Nella psicoanalisi, quello della rimozione è il più noto e immediato meccanismo di difesa dagli effetti di un trauma. Come quello che per la sinistra da qualche giorno di nome fa Aboubakar e di cognome Soumahoro. L’onorevole Soumahoro. Dopo essere stato idolatrato per anni da un fronte compatto e straordinariamente influente fatto di autori tv, direttori di testate e segretari di partito, con l’esplosione del caso-coop gestite dalla famiglia dell’ex sindacalista dei braccianti su cui indaga la procura di Latina i suoi sponsor sono spariti più o meno tutti. Hanno rimosso.

Fratoianni e Bonelli, che gli hanno permesso di approdare in Parlamento con gli stivali di gomma, hanno accettato la sua autosospensione dal gruppo Verdi-Si (e secondo alcuni membri del partito avrebbero ignorato le varie segnalazioni arrivate negli ultimi 3 anni). Altri, come Diego Bianchi, in arte Zoro, si sono in qualche modo autoassolti.

SUA SANTITÀ

A Propaganda Live, il programma di La7 che ha sancito l’ascesa pubblica di Soumahoro grazie al duo Bianchi-Makkox, per scagionarsi hanno chiamato in causa persino il Papa: «Stiamo parlando comunque di una persona che hanno incontrato tutti, anche quello più a sinistra di tutti, Papa Francesco… Stiamo parlando di un fenomeno di questa portata…». Poi, ribaltando la situazione, hanno sostenuto di essere loro le vittime, i primi traditi, quelli a cui Soumahoro deve delle spiegazioni: «Deve chiarire tante cose! Perché noi siamo incazzati più di tutti su questa storia! Siamo incazzati, delusi, amareggiati, non imbarazzati!». Magari le spiegazioni bastava chiedergliele prima di eleggerlo a Papa Nero. Ma del resto, come si fa a provare imbarazzo con quella faccia tosta? Ancora più barbina la figura di Marco Damilano, il mentore di Soumahoro. Il suo silenzio è, sì, allo stesso tempo imbarazzante e imbarazzato.

A Soumahoro riservò una rubrica fissa sull’Espresso e gli dedicò la celebre prima pagina del settimanale ai tempi in cui Matteo Salvini era Ministro dell’Interno.
Quell’Uomini e no che a distanza di tre anni andrebbe rovesciato di netto.
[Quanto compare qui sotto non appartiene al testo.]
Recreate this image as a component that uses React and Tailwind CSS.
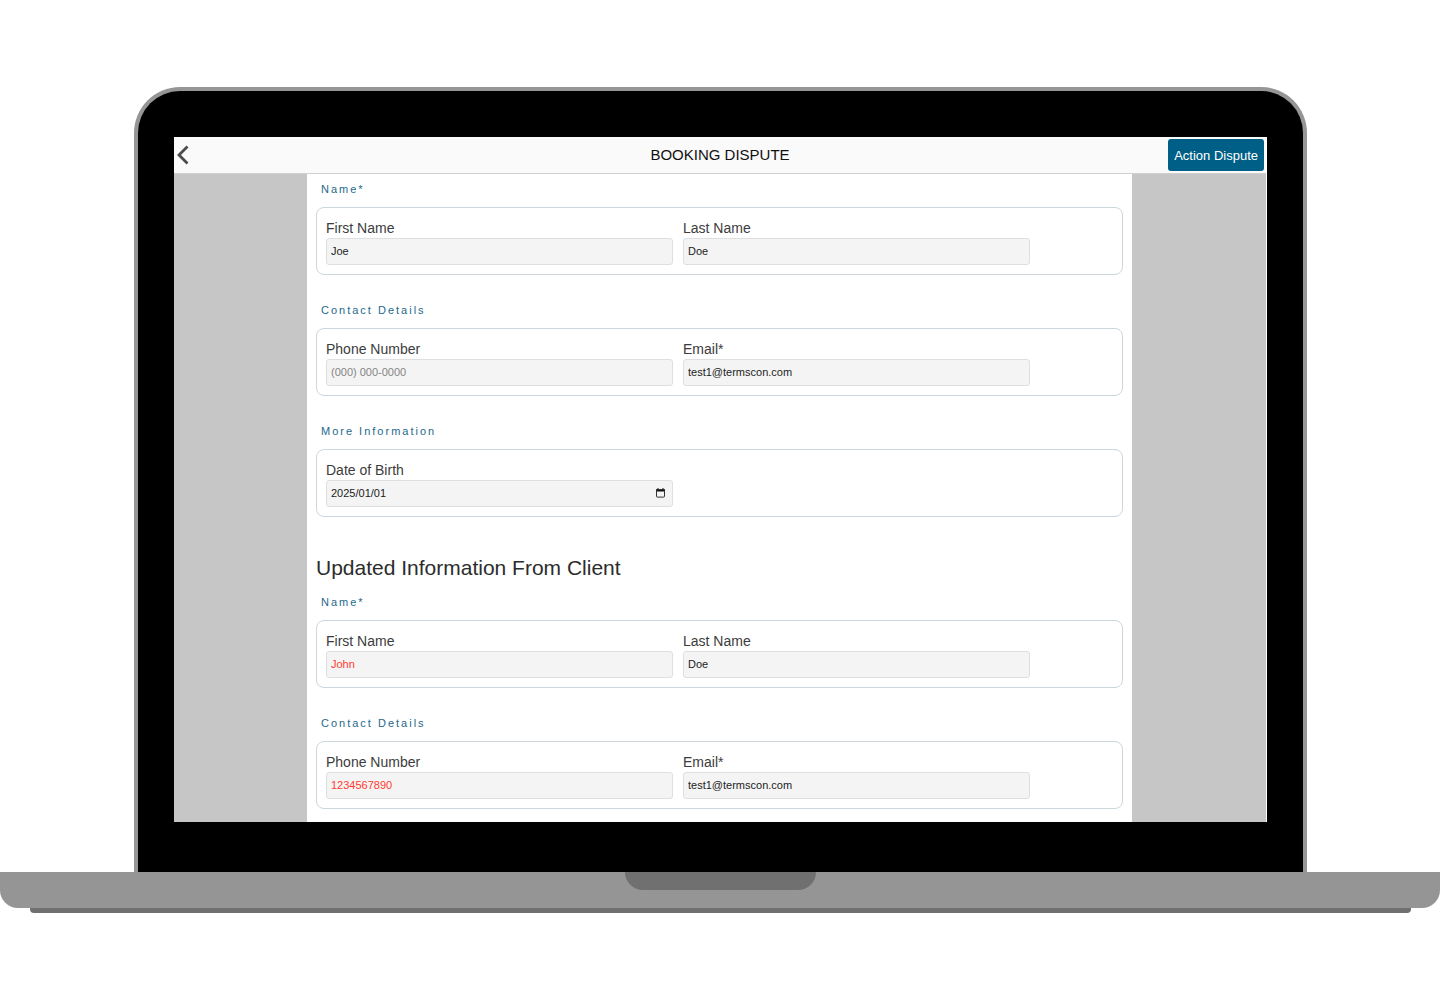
import { useId } from "react";

const Field = ({ label, value, placeholder, changed, type = "text" }) => {
  const id = useId();

  return (
    <div className="flex flex-col">
      <label htmlFor={id} className="text-sm leading-5 text-[#3c3c3c]">
        {label}
      </label>
      <input
        id={id}
        type={type}
        defaultValue={value}
        placeholder={placeholder}
        className={
          changed
            ? "h-[27px] w-full rounded-[3px] border border-[#dce0e3] bg-[#f4f4f4] px-1 pb-px text-[11px] text-[#ff3b30] outline-none"
            : "h-[27px] w-full rounded-[3px] border border-[#dce0e3] bg-[#f4f4f4] px-1 pb-px text-[11px] text-[#1c1c1c] outline-none placeholder:text-[#858585]"
        }
      />
    </div>
  );
};

const DateField = ({ label, value }) => {
  const id = useId();

  return (
    <div className="flex flex-col">
      <label htmlFor={id} className="text-sm leading-5 text-[#3c3c3c]">
        {label}
      </label>
      <div className="flex h-[27px] items-center rounded-[3px] border border-[#dce0e3] bg-[#f4f4f4] pl-1 pr-[7px] pb-px">
        <input
          id={id}
          type="text"
          defaultValue={value}
          className="min-w-0 flex-1 bg-transparent text-[11px] text-[#1c1c1c] outline-none"
        />
        <button type="button" aria-label="Pick a date">
          <svg width="9" height="10" viewBox="0 0 9 10" fill="none">
            <path d="M0 1.2h1.5V0h1v1.2h4V0h1v1.2H9V3.4H0z" fill="#111" />
            <rect x="0.5" y="1.7" width="8" height="7.4" rx="0.6" stroke="#333" />
          </svg>
        </button>
      </div>
    </div>
  );
};

const Section = ({ title, children }) => {
  return (
    <section>
      <h3 className="pl-[5px] pb-[9px] text-[11px] leading-[18px] tracking-[2px] text-[#24698c]">
        {title}
      </h3>
      <div className="grid h-[68px] grid-cols-2 gap-[10px] rounded-lg border border-[#ccd6db] pl-[9px] pr-[92px] pt-[10px]">
        {children}
      </div>
    </section>
  );
};

const DisputePage = () => {
  return (
    <div className="border-r border-white bg-[#c6c6c6]">
      <header className="grid h-[37px] grid-cols-[1fr_auto_1fr] items-center border-b border-[#cfcfcf] bg-[#fafafa]">
        <button type="button" aria-label="Back" className="justify-self-start pl-[3px]">
          <svg width="12" height="20" viewBox="0 0 12 20" fill="none">
            <path d="M10.5 1.5 2 10l8.5 8.5" stroke="#4a4a4a" strokeWidth="2.8" />
          </svg>
        </button>
        <h1 className="text-[15px] leading-5 text-[#111]">BOOKING DISPUTE</h1>
        <button
          type="button"
          className="mr-[2px] h-8 justify-self-end whitespace-nowrap rounded-[3px] bg-[#005f86] px-1.5 pt-px text-[13px] text-white"
        >
          Action Dispute
        </button>
      </header>

      <main className="ml-[133px] mr-[134px] bg-white px-[9px] pt-1.5 pb-[13px]">
        <div className="flex flex-col gap-[26px]">
          <Section title="Name*">
            <Field label="First Name" value="Joe" />
            <Field label="Last Name" value="Doe" />
          </Section>
          <Section title="Contact Details">
            <Field label="Phone Number" type="tel" placeholder="(000) 000-0000" />
            <Field label="Email*" type="email" value="test1@termscon.com" />
          </Section>
          <Section title="More Information">
            <DateField label="Date of Birth" value="2025/01/01" />
          </Section>
        </div>

        <h2 className="pt-[35px] pb-[9px] text-[21px] leading-8 text-[#2c2c2c]">
          Updated Information From Client
        </h2>
        <div className="flex flex-col gap-[26px]">
          <Section title="Name*">
            <Field label="First Name" value="John" changed />
            <Field label="Last Name" value="Doe" />
          </Section>
          <Section title="Contact Details">
            <Field label="Phone Number" type="tel" value="1234567890" changed />
            <Field label="Email*" type="email" value="test1@termscon.com" />
          </Section>
        </div>
      </main>
    </div>
  );
};

const App = () => {
  return (
    <div className="min-h-screen bg-white pt-[87px] font-['Liberation_Sans',Arial,sans-serif]">
      {/* lid */}
      <div className="ml-[134px] mr-[133px] rounded-t-[46px] border-4 border-b-0 border-[#969696] bg-black px-9 pt-[46px] pb-[50px]">
        <DisputePage />
      </div>

      {/* base */}
      <div className="flex h-9 justify-center rounded-b-[18px] bg-[#959595]">
        <div className="h-[18px] w-[191px] rounded-b-[18px] bg-[#707070]" />
      </div>
      <div className="ml-[30px] mr-[29px] h-[5px] rounded-b-[4px] bg-[#707070]" />
    </div>
  );
};

export default App;
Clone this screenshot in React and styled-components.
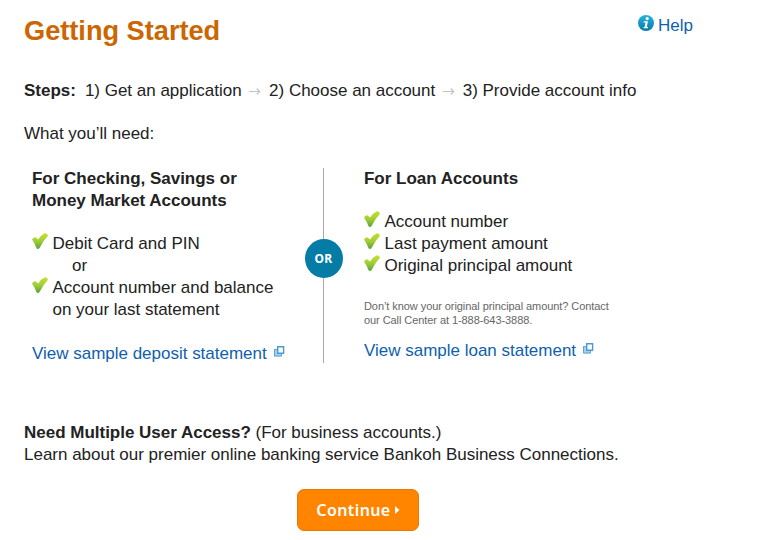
import React from "react";
import styled, {createGlobalStyle} from "styled-components";

const GlobalStyle = createGlobalStyle`
  body {
    margin: 0;
    background: #fff;
    color: #222;
    font: 17px/22px "Liberation Sans", Arial, sans-serif;
    letter-spacing: -0.01px;
  }
`;

const Page = styled.main`
  box-sizing: border-box;
  width: 759px;
  height: 540px;
  padding: 13px 66px 0 24px;
  overflow: hidden;
`;

const Header = styled.header`
  display: flex;
  justify-content: space-between;
  align-items: flex-start;
  height: 67px;
`;

const Title = styled.h1`
  margin: 0;
  color: #cc6600;
  font-size: 27.2px;
  line-height: 36px;
`;

const Link = styled.a`
  color: #0f5fae;
  text-decoration: none;
  white-space: nowrap;
`;

const HelpLink = styled(Link)`
  display: flex;
  gap: 4px;
  margin-top: 2px;
`;

const Steps = styled.div`
  display: flex;
  align-items: center;
  white-space: nowrap;

  strong {
    margin-right: 9px;
  }

  svg {
    margin: 1px 8px 0 7.5px;
  }
`;

const Line = styled.p`
  margin: ${props => props.$margin || "0"};
  white-space: nowrap;
`;

const Columns = styled.div`
  display: flex;
  margin-top: 23px;
  height: 195px;
`;

const Column = styled.section`
  width: ${props => props.$width};
  padding-left: ${props => props.$indent};
  flex: none;
`;

const Heading = styled.h2`
  margin: 0 0 21px;
  font-size: 17px;
  line-height: 22px;
`;

const Item = styled.div`
  display: flex;
  gap: 4.5px;
  white-space: nowrap;

  svg {
    flex: none;
  }
`;

const Or = styled.div`
  padding-left: 40px;
`;

const Note = styled.p`
  margin: 22px 0 13px;
  color: #666;
  font-size: 11px;
  line-height: 14px;
  letter-spacing: -0.07px;
  white-space: nowrap;
`;

const Divider = styled.div`
  display: flex;
  flex: none;
  flex-direction: column;
  align-items: center;
  width: 39px;
  height: 195px;

  &::before,
  &::after {
    content: "";
    width: 1px;
    flex: 71 0 0;
    background: #aaa;
  }

  &::after {
    flex-grow: 84;
  }
`;

const OrBadge = styled.span`
  width: 38px;
  height: 39px;
  border-radius: 50%;
  background: #047ca6;
  color: #fff;
  font: bold 12px/39px "Noto Sans", sans-serif;
  letter-spacing: 0.3px;
  text-align: center;
`;

const Business = styled.section`
  margin-top: 59px;
`;

const Continue = styled.button`
  display: flex;
  align-items: center;
  justify-content: center;
  box-sizing: border-box;
  width: 122px;
  height: 42px;
  margin: 23px 0 0 273px;
  padding: 0 0 1px;
  border: 1px solid #e87902;
  border-radius: 7px;
  background: #ff8400;
  color: #fff;
  font: 600 16px/20px "Noto Sans", sans-serif;
  letter-spacing: 0.4px;
  gap: 4px;
`;

const InfoIcon = () => (
    <svg width="16" height="17" viewBox="0 0 16 17">
        <defs>
            <linearGradient id="info" x1="0" y1="0" x2="0" y2="1">
                <stop offset="0" stopColor="#27b3dc"/>
                <stop offset="1" stopColor="#0579ae"/>
            </linearGradient>
        </defs>
        <circle cx="8" cy="8" r="8" fill="url(#info)"/>
        <circle cx="9.2" cy="3.6" r="1.6" fill="#fff"/>
        <path d="M5.7 6.3h4.2L8.8 11.9h1.3l-.2 1.3H5.5v-1l1.2-.4.8-4.3H5.6z" fill="#fff"/>
    </svg>
);

const CheckIcon = () => (
    <svg width="16" height="17" viewBox="0 0 16 17">
        <defs>
            <linearGradient id="check" x1="0" y1="0" x2="0" y2="1">
                <stop offset="0" stopColor="#c5e02e"/>
                <stop offset="0.5" stopColor="#a2ce35"/>
                <stop offset="1" stopColor="#55a43c"/>
            </linearGradient>
        </defs>
        <path d="M0 6.4Q1.6 4.3 3.3 4.2L6.2 6.5Q8.9 2 12.8.2Q15.5 0 16 2.7Q11 7.8 7.6 15Q6 16.8 4.5 15.2Q2.8 10.4 0 6.4z" fill="url(#check)"/>
    </svg>
);

const ArrowIcon = () => (
    <svg width="12" height="9" viewBox="0 0 12 9" fill="none" stroke="#c4c4c4" strokeWidth="1.2">
        <path d="M0 4.5H10.5M7.7 1.5 10.7 4.5 7.7 7.5"/>
    </svg>
);

const WindowIcon = () => (
    <svg width="11" height="11" viewBox="0 0 11 11" fill="none">
        <path d="M0 3H3V8H8V10.5H0z" fill="#a3d1ef"/>
        <path d="M3 3.5H.5V10H7.5V8" stroke="#5ca5d6"/>
        <path d="M3.7.7H9.6V7.2H3.7z" fill="#fff" stroke="#4b99ce" strokeWidth="1.4"/>
    </svg>
);

const StatementLink = styled(Link)`
  display: flex;

  svg {
    margin: 3px 0 0 7px;
  }
`;

const App = () => (
    <>
        <GlobalStyle/>
        <Page>
            <Header>
                <Title>Getting Started</Title>
                <HelpLink><InfoIcon/>Help</HelpLink>
            </Header>
            <Steps>
                <strong>Steps:</strong>
                1) Get an application
                <ArrowIcon/>
                2) Choose an account
                <ArrowIcon/>
                3) Provide account info
            </Steps>
            <Line $margin="21px 0 0">What you’ll need:</Line>
            <Columns>
                <Column $width="272px" $indent="8px">
                    <Heading>For Checking, Savings or<br/>Money Market Accounts</Heading>
                    <Item><CheckIcon/>Debit Card and PIN</Item>
                    <Or>or</Or>
                    <Item><CheckIcon/><span>Account number and balance<br/>on your last statement</span></Item>
                    <Line $margin="22px 0 0">
                        <StatementLink>View sample deposit statement<WindowIcon/></StatementLink>
                    </Line>
                </Column>
                <Divider><OrBadge>OR</OrBadge></Divider>
                <Column $width="270px" $indent="21px">
                    <Heading>For Loan Accounts</Heading>
                    <Item><CheckIcon/>Account number</Item>
                    <Item><CheckIcon/>Last payment amount</Item>
                    <Item><CheckIcon/>Original principal amount</Item>
                    <Note>Don’t know your original principal amount? Contact<br/>our Call Center at 1-888-643-3888.</Note>
                    <StatementLink>View sample loan statement<WindowIcon/></StatementLink>
                </Column>
            </Columns>
            <Business>
                <Line><strong>Need Multiple User Access?</strong> (For business accounts.)</Line>
                <Line>Learn about our premier online banking service Bankoh Business Connections.</Line>
            </Business>
            <Continue>
                Continue
                <svg width="5" height="8" viewBox="0 0 5 8"><path d="M0 0 4.5 4 0 8z" fill="#fff"/></svg>
            </Continue>
        </Page>
    </>
);

export default App;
Su Raitre, dove ogni sera pontifica nel suo programma Il cavallo e la torre, Damilano non ha ancora detto una parola sul caso Soumahoro, che aveva ospitato-intervistato l’ultima volta il 12 ottobre (quando disse ai giovani di «non smettere mai di sognare nonostante le cadute») e che aveva moderato il 4 novembre in un incontro all’Università La Sapienza, grazie all’invito del Collettivo Sinistra Universitaria. Per inciso, quell’incontro si tenne a pochi giorni dal sabotaggio del convegno organizzato da Azione Universitaria con ospiti Daniele Capezzone e Fabio Roscani, deputato di Fratelli d’Italia.

Perché il concetto di democrazia secondo la sinistra è sempre stato questo: può parlare solo chi dice cose che piacciono alla sinistra. Finché le dice. Poi, quando diventa imbarazzante, si rimuove e si passa alla costruzione dell’eroe successivo. Damilano negli ultimi giorni si è dedicato alle proteste in corso in Iran, alla prima manovra finanziaria realizzata dal governo Meloni, alla guerra in Ucraina e ad interviste al governatore del Veneto Luca Zaia e alla scrittrice anch’ essa frotwoman del mondo progressista Michela Murgia. Tutti temi di indiscusso valore, per quanto magari un minutino qua e là l’avrebbe potuto meritare anche la caduta del figlioccio Soumahoro. Ma comunque, Damilano è in buona compagnia. Silenzio di tomba anche da parte di altri sponsor, da Fabio Fazio che gli spalancò le porte della prima serata a poche ore dalla gaffe in Parlamento di Giorgia Meloni che nel discorso di insediamento gli diede del “tu” a Giobbe Covatta, che con Soumahoro ha condiviso le liste elettorali. Fino all’altro immancabile, maestro di rimozione, Roberto Saviano. Troppo indaffarato a gestire il processo per diffamazione intentato dalla Meloni, ha tenuto ben nascosto qualsiasi commento sull’ex amico Soumahoro. Se non ne parli non è mai accaduto.